Mais pour celui qui s’émancipe réellement, s’intégrer à la bourgeoisie peut apparaître non comme une réussite, mais comme une forme d’aliénation. C’est justement parce que le prolétaire s’élève qu’il incarne la force d’émancipation propre à sa classe. Cette force n’est pas individuelle, elle est porteuse d’idéaux universels, d’une exigence morale supérieure : l’égalité, la solidarité, la justice.
Ainsi, le passage du prolétariat à la bourgeoisie ne saurait être considéré comme une émancipation. Au mieux, il s’agit d’un reniement, d’un abandon des valeurs qui font du prolétariat une classe d’avant-garde.
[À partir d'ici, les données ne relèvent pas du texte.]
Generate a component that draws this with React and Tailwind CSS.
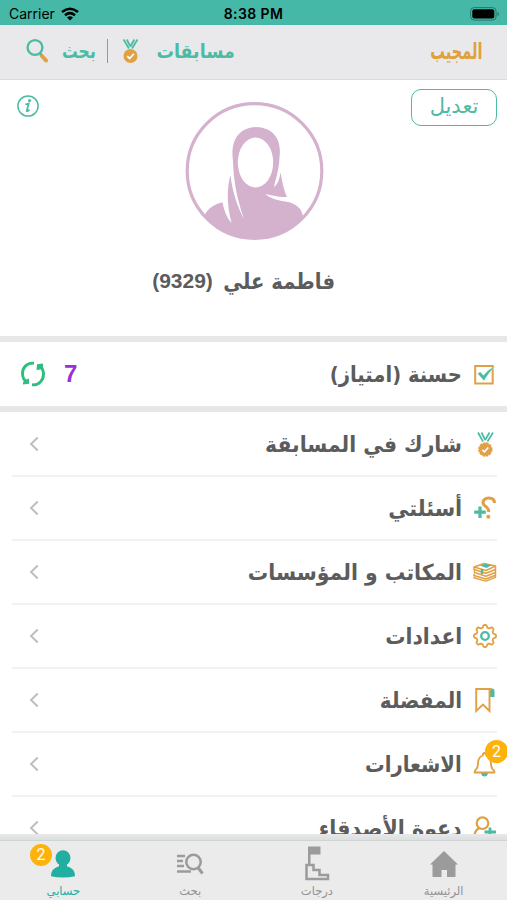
const TEAL = '#4dbba3'
const GOLD = '#e2a045'

function MedalIcon({ className }) {
  return (
    <svg viewBox="0 0 16 26" className={className} fill="none">
      <path d="M1 1.500L6.500 10.500M4.200 1.500L8 8.500M15 1.500L9.500 10.500M11.800 1.500L8 8.500" stroke={TEAL} strokeWidth="1.800" />
      <circle cx="8" cy="18" r="7" fill={GOLD} />
      <path d="M4.800 18.200l2.300 2.300 4.300-4.800" stroke="#fff" strokeWidth="1.700" />
    </svg>
  )
}

function ScallopMedalIcon() {
  return (
    <svg viewBox="0 0 24 26" className="w-6 h-[26px]" fill="none">
      <path d="M5 1.500L10 10.500M8.500 1.500L12.200 9M20 1.500L14.500 10.500M16.500 1.500L12.200 9" stroke={TEAL} strokeWidth="1.700" />
      <circle cx="12.300" cy="18.500" r="6.200" fill={GOLD} />
      <circle cx="12.300" cy="18.500" r="6.200" stroke={GOLD} strokeWidth="2" strokeDasharray="2.500 .75" />
      <path d="M9.300 18.800l2.200 2 3.800-4.300" stroke="#fff" strokeWidth="1.700" />
    </svg>
  )
}

function SearchIcon() {
  return (
    <svg viewBox="0 0 24 26" className="w-6 h-[26px]" fill="none">
      <path d="M16.500 17.500L21 22.500" stroke={GOLD} strokeWidth="4" strokeLinecap="round" />
      <circle cx="10" cy="9.500" r="7.400" stroke={TEAL} strokeWidth="2.400" />
      <path d="M15 15l1.500 1.800" stroke={TEAL} strokeWidth="2" />
    </svg>
  )
}

function CheckIcon() {
  return (
    <svg viewBox="0 0 24 24" className="w-6 h-6 shrink-0" fill="none">
      <path d="M2.200 4h17.500v17.500H2.200z" stroke={GOLD} strokeWidth="2" />
      <path d="M4.500 11.500l2.800-1.700 3.200 3.500Q15 7 22.800 4Q16 10 11 19z" fill={TEAL} stroke="#fff" strokeWidth=".4" />
    </svg>
  )
}

function QuestionIcon() {
  return (
    <svg viewBox="0 0 24 26" className="w-6 h-[26px]" fill="none">
      <path d="M21.500 8C21.500 4.500 19 3 15.800 3C12 3 9.500 5.500 10.200 8.500C11 12 16.500 11.500 15.500 17" stroke={GOLD} strokeWidth="3.200" />
      <circle cx="15.300" cy="21.700" r="2" fill={GOLD} />
      <path d="M7 11.500v11.500M1.200 17.200h11.600" stroke={TEAL} strokeWidth="3.200" />
    </svg>
  )
}

function BooksIcon() {
  return (
    <svg viewBox="0 0 24 20" className="w-6 h-5" fill="none" stroke={GOLD} strokeWidth="1.500" strokeLinejoin="round">
      <path d="M1 5L11 1.500L22.500 4L13 8.500z" />
      <path d="M1 5v2.500l12 3.800l10-4M1.500 8.500v2l11.500 3.700l10-4M1 11.800v1.700l12 3.500l10-4M1 14.800v1l12 3.300l10-4M22.500 4v11" />
      <path d="M7 3.500l5-1.800 6.500 1.500-5 2.800z" fill={TEAL} stroke="none" />
      <path d="M9 7v5" stroke={TEAL} strokeWidth="2.400" />
    </svg>
  )
}

function gearPath() {
  const points = []
  for (let i = 0; i < 96; i++) {
    const a = (i / 96) * Math.PI * 2
    const r = 9.800 + 1.300 * Math.tanh(2 * Math.cos(a * 8))
    points.push((12 + r * Math.sin(a)).toFixed(2) + ' ' + (12 - r * Math.cos(a)).toFixed(2))
  }
  return 'M' + points.join('L') + 'z'
}

function GearIcon() {
  return (
    <svg viewBox="0 0 24 24" className="w-6 h-6" fill="none">
      <path d={gearPath()} stroke={GOLD} strokeWidth="1.800" strokeLinejoin="round" />
      <circle cx="12" cy="12" r="3.800" stroke={TEAL} strokeWidth="2.300" />
    </svg>
  )
}

function BookmarkIcon() {
  return (
    <svg viewBox="0 0 24 26" className="w-6 h-[26px]" fill="none">
      <path d="M16.500 1.500h2.500q2.500 0 2.500 3v5.500h-5z" fill={TEAL} />
      <path d="M18.500 2H3.200V24l6.800-6.500 6.500 6.500V4.500q0-2.500 2-2.500" stroke={GOLD} strokeWidth="1.900" />
    </svg>
  )
}

function BellIcon() {
  return (
    <svg viewBox="0 0 24 26" className="w-6 h-[26px]" fill="none">
      <path d="M8 22h7q-.5 3.500-3.500 3.500T8 22z" fill={TEAL} />
      <path
        d="M9.800 4.500Q9.800 2 11.500 2T13.200 4.500Q17.500 6 17.800 11Q18 16 19.500 18Q21.500 19.500 21.500 21.500H1.500Q1.500 19.500 3.500 18Q5 16 5.200 11Q5.500 6 9.800 4.500z"
        stroke={GOLD}
        strokeWidth="1.800"
        strokeLinejoin="round"
      />
    </svg>
  )
}

function InviteIcon() {
  return (
    <svg viewBox="0 0 24 24" className="w-6 h-6 overflow-visible" fill="none">
      <circle cx="9.500" cy="7.200" r="5.800" stroke={GOLD} strokeWidth="2.200" />
      <path d="M6.500 12Q2 14 1.500 19H12" stroke={GOLD} strokeWidth="2.200" />
      <path d="M17 11.500v9M11.500 16h11.500" stroke={TEAL} strokeWidth="2.800" />
    </svg>
  )
}

function RefreshIcon() {
  return (
    <svg viewBox="0 0 26 26" className="w-[26px] h-[26px]" fill="none">
      <path d="M14 2.200C7 1.500 2.500 6.500 2.500 12.500C2.500 16 4 19 6.500 21" stroke="#2fbd80" strokeWidth="2.900" />
      <path d="M12 23.800C19 24.500 23.500 19 23.500 13.200C23.500 9.500 22 6.500 19.500 4.800" stroke="#2fbd80" strokeWidth="2.900" />
      <path d="M17 3.200l6-.7v4l-2.500 2-4 .5zM9 22.800l-6 .7v-2l2-2.500 4-1.500z" fill="#2fbd80" />
    </svg>
  )
}

function Avatar() {
  return (
    <svg viewBox="0 0 140 140" className="w-[140px] h-[140px]">
      <circle cx="70.500" cy="70" r="67.300" fill="#fff" />
      <path
        d="M20 115C24 107 32 102 38.500 101.500C40 110 43 117 47.500 122C43 105 42.500 88 46.500 74C48 89 53 105 60 118C53 98 49.500 80 49 60C46 38 56 26.500 72 26C89 26.500 98 38 95.500 56C95 70 91 80 90 86C94 83 96 77 96.500 71C98 80 100 90 103 96C95 96.500 86 94 81 93C87 98 96 100 104 101C112 103 118 107 119 116A67 67 0 0 1 20 115z"
        fill="#d4b1cd"
      />
      <circle cx="70.500" cy="70" r="67.300" fill="none" stroke="#d4b1cd" strokeWidth="3.200" />
      <ellipse cx="71.500" cy="61.500" rx="17.700" ry="25" fill="#fff" />
    </svg>
  )
}

function Label({ text, className }) {
  return <span className={'inline-block origin-right whitespace-nowrap leading-[30px] ' + className}>{text}</span>
}

function Row({ icon, label, width, badge }) {
  return (
    <div className="h-16 mr-[10px] ml-3 border-b-2 border-[#f2f2f2] flex items-center shrink-0">
      <div className="relative w-6 flex justify-center">
        {icon}
        {badge && (
          <span className="absolute -top-[11px] left-[12px] w-[23px] h-[23px] rounded-full bg-[#fdb30b] text-white text-[16px] leading-[23px] text-center font-['Roboto',sans-serif]">
            {badge}
          </span>
        )}
      </div>
      <Label text={label} className={'mr-[11px] text-[20px] font-bold text-[#5c5c5c] scale-y-110 ' + width} />
      <svg viewBox="0 0 10 16" className="w-[10px] h-4 mr-auto ml-[17px]" fill="none">
        <path d="M8.700 1.500L2 8l6.700 6.500" stroke="#bdbdbd" strokeWidth="1.900" />
      </svg>
    </div>
  )
}

function Tab({ icon, label, active, badge }) {
  return (
    <div className={'relative flex-1 flex flex-col items-center pt-[5px] text-[11.500px] ' + (active ? 'text-[#22aea0]' : 'text-[#929292]')}>
      <div className="h-[35px] flex items-center">{icon}</div>
      <span className="leading-[18px] mt-px">{label}</span>
      {badge && (
        <span className="absolute top-[3px] left-[30px] w-[22px] h-[22px] rounded-full bg-[#fdb30b] text-white text-[16px] leading-[22px] text-center font-['Roboto',sans-serif]">
          {badge}
        </span>
      )}
    </div>
  )
}

const rows = [
  { icon: <ScallopMedalIcon />, label: 'شارك في المسابقة', width: 'scale-x-[1.015]' },
  { icon: <QuestionIcon />, label: 'أسئلتي', width: 'scale-x-[1.04]' },
  { icon: <BooksIcon />, label: 'المكاتب و المؤسسات', width: 'scale-x-[1.02]' },
  { icon: <GearIcon />, label: 'اعدادات', width: 'scale-x-[1.01]' },
  { icon: <BookmarkIcon />, label: 'المفضلة', width: '' },
  { icon: <BellIcon />, label: 'الاشعارات', width: 'scale-x-[.98]', badge: '2' },
  { icon: <InviteIcon />, label: 'دعوة الأصدقاء', width: 'scale-x-[1.03]' },
]

export default function App() {
  return (
    <div dir="rtl" className="w-[507px] h-[900px] overflow-hidden bg-white flex flex-col font-['DejaVu_Sans',sans-serif]">
      <div dir="ltr" className="h-[25px] shrink-0 bg-[#45b8a7] grid grid-cols-3 items-center px-[9px] text-black font-['Inter',sans-serif] text-[14px] pt-[2px]">
        <div className="flex items-center gap-[6px]">
          <span>Carrier</span>
          <svg viewBox="0 0 18 14" className="w-[18px] h-[14px]" fill="none" stroke="#000" strokeWidth="2.500">
            <path d="M1 5Q9-1.500 17 5M4 8.200Q9 4 14 8.200" />
            <path d="M6 10.500Q9 8 12 10.500L9 13.500z" fill="#000" stroke="none" />
          </svg>
        </div>
        <span className="text-center font-semibold text-[14px] tracking-[.4px] whitespace-nowrap">8:38 PM</span>
        <svg viewBox="0 0 30 14" className="w-[30px] h-[14px] justify-self-end -mr-[2px]">
          <rect x=".6" y=".6" width="25.500" height="12.500" rx="3.500" fill="none" stroke="#237a6e" />
          <rect x="2.300" y="2.300" width="22" height="9.200" rx="2" />
          <path d="M27.500 5v4q1.500-.5 1.500-2t-1.500-2z" fill="#237a6e" />
        </svg>
      </div>

      <div className="h-[55px] shrink-0 bg-[#e9e9eb] border-b border-[#dcdcdf] flex items-center pr-6 pl-[25px] pb-[2px] text-[18px] font-bold text-[#4dbba3]">
        <Label text="المجيب" className="text-[#e0a03c] text-[20px] scale-x-[.73] scale-y-115" />
        <div className="mr-auto flex items-center">
          <Label text="مسابقات" className="scale-x-[.97] scale-y-110 -ml-[1px]" />
          <MedalIcon className="w-[17px] h-[26px] mr-[16px] shrink-0" />
          <span className="w-[1.500px] h-6 bg-[#4dbba3] mr-[14px]" />
          <Label text="بحث" className="mr-[11px] scale-x-[.87] scale-y-110 -ml-[5px]" />
          <div className="mr-[13px]"><SearchIcon /></div>
        </div>
      </div>

      <div className="h-[256px] shrink-0 relative flex flex-col items-center pt-[21px]">
        <button className="absolute right-[10px] top-[9px] w-[86px] h-[37px] rounded-[10px] border-[1.500px] border-[#4dbba3] text-[#4dbba3] text-[21px] leading-[30px] pb-1">
          تعديل
        </button>
        <svg viewBox="0 0 22 22" className="absolute left-[17px] top-[15px] w-[22px] h-[22px]" fill="none" stroke={TEAL}>
          <circle cx="11" cy="11" r="10.100" strokeWidth="1.500" />
          <circle cx="12.600" cy="5.500" r="1.600" fill={TEAL} stroke="none" />
          <path d="M8.300 9.500l3.400-.9-1.900 7q-.2 1.700 2.700-.8" strokeWidth="1.800" />
        </svg>
        <Avatar />
        <div className="mt-[24px] mr-5 flex items-center gap-[8px] text-[20px] font-bold text-[#5c5c5c]">
          <Label text="فاطمة علي" className="scale-x-[.98] scale-y-110" />
          <span className="font-['Liberation_Sans',sans-serif] text-[21px]">(9329)</span>
        </div>
      </div>

      <div className="h-[76px] shrink-0 border-y-[6px] border-[#e7e7e7] flex items-center pr-[10px] pl-5">
        <CheckIcon />
        <Label text="حسنة (امتياز)" className="mr-[11px] text-[20px] font-bold text-[#5c5c5c] scale-x-[.98] scale-y-110" />
        <span className="mr-auto text-[24px] font-bold text-[#9a30d8] font-['Liberation_Sans',sans-serif]">7</span>
        <div className="mr-[18px]"><RefreshIcon /></div>
      </div>

      <div className="h-[422px] shrink-0 overflow-hidden flex flex-col pt-px">
        {rows.map((row) => (
          <Row key={row.label} {...row} />
        ))}
      </div>

      <div className="h-[66px] shrink-0 bg-[#ebebeb] flex flex-col">
        <div className="h-[7px] shrink-0 bg-gradient-to-b from-[#e8e8e8] to-[#dcdfe0] border-b border-[#cfd3d4]" />
        <div className="flex grow">
          <Tab
            label="الرئيسية"
            icon={
              <svg viewBox="0 0 28 28" className="w-7 h-7" fill="#9b9b9b">
                <path d="M14 1L28 14.500H25.500V27H17V20H11.500V27H2.500V14.500H0z" />
              </svg>
            }
          />
          <Tab
            label="درجات"
            icon={
              <svg viewBox="0 0 26 35" className="w-[26px] h-[35px]" fill="none" stroke="#9b9b9b" strokeWidth="2.500">
                <path d="M4 .5h12.500v8H6.500V18.500H4z" fill="#9b9b9b" stroke="none" />
                <path d="M2.500 19H9.500v5h6v5h8.500v4H2.500z" />
              </svg>
            }
          />
          <Tab
            label="بحث"
            icon={
              <svg viewBox="0 0 28 24" className="w-7 h-6" fill="none" stroke="#9b9b9b" strokeWidth="2.500">
                <path d="M1 4h8M1 9h6M1 14h7M1 19.500h14" />
                <circle cx="17.500" cy="10" r="7.200" />
                <path d="M22 15.500l4.500 6" strokeWidth="3" />
              </svg>
            }
          />
          <Tab
            label="حسابي"
            active
            badge="2"
            icon={
              <svg viewBox="0 0 26 28" className="w-[26px] h-7" fill="#22aea0">
                <ellipse cx="13" cy="8" rx="7.500" ry="7.800" />
                <path d="M9 13h8v3.200q8 2 8 10Q13 29 1 26.200q0-8 8-10z" />
              </svg>
            }
          />
        </div>
      </div>
    </div>
  )
}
De l'importance du cadre mental dans la montée des extrêmes
Au XIe siècle, le cadre mental des habitants d’Europe était structuré par les Écritures. La Bible, ainsi que les textes et les discours de l’Église, fournissaient à la fois un cadre moral, une explication du monde, et une lecture des phénomènes naturels et sociaux. Quand les récoltes étaient bonnes, cela signifiait que les fidèles avaient vécu pieusement, commis peu de péchés. Mais lorsque la peste frappait, que les catastrophes naturelles se multipliaient ou que le bétail mourait, c’est dans ces mêmes textes que l’on allait chercher une explication : le péché, la colère divine, les hérétiques ou les forces du mal.
Il fallait alors expier, partir en croisade, chasser les impies. Et parfois, brûler des sorcières ou accuser les Juifs d’avoir empoisonné les puits. Le cadre intellectuel nourri par la Bible structurait tout l’imaginaire collectif. Les gens faisaient avec les outils qu’ils avaient, et ces outils façonnaient leur perception de la réalité, avec les conséquences qu’on connaît.
Aujourd’hui, une population acculturée au néolibéralisme et abreuvée de culture nord-américaine ne peut plus penser hors du cadre imposé par cette idéologie dominante. Comme les populations médiévales, elles doivent faire avec ce qu’elles ont. Et lorsque quelque chose dysfonctionne dans la société, on n’interroge pas le système lui-même : on désigne des coupables. Les étrangers, les marginaux, les "déviants".
C’est sans doute cela qui alimente la montée de l’intolérance et, avec elle, le succès croissant de l’extrême droite.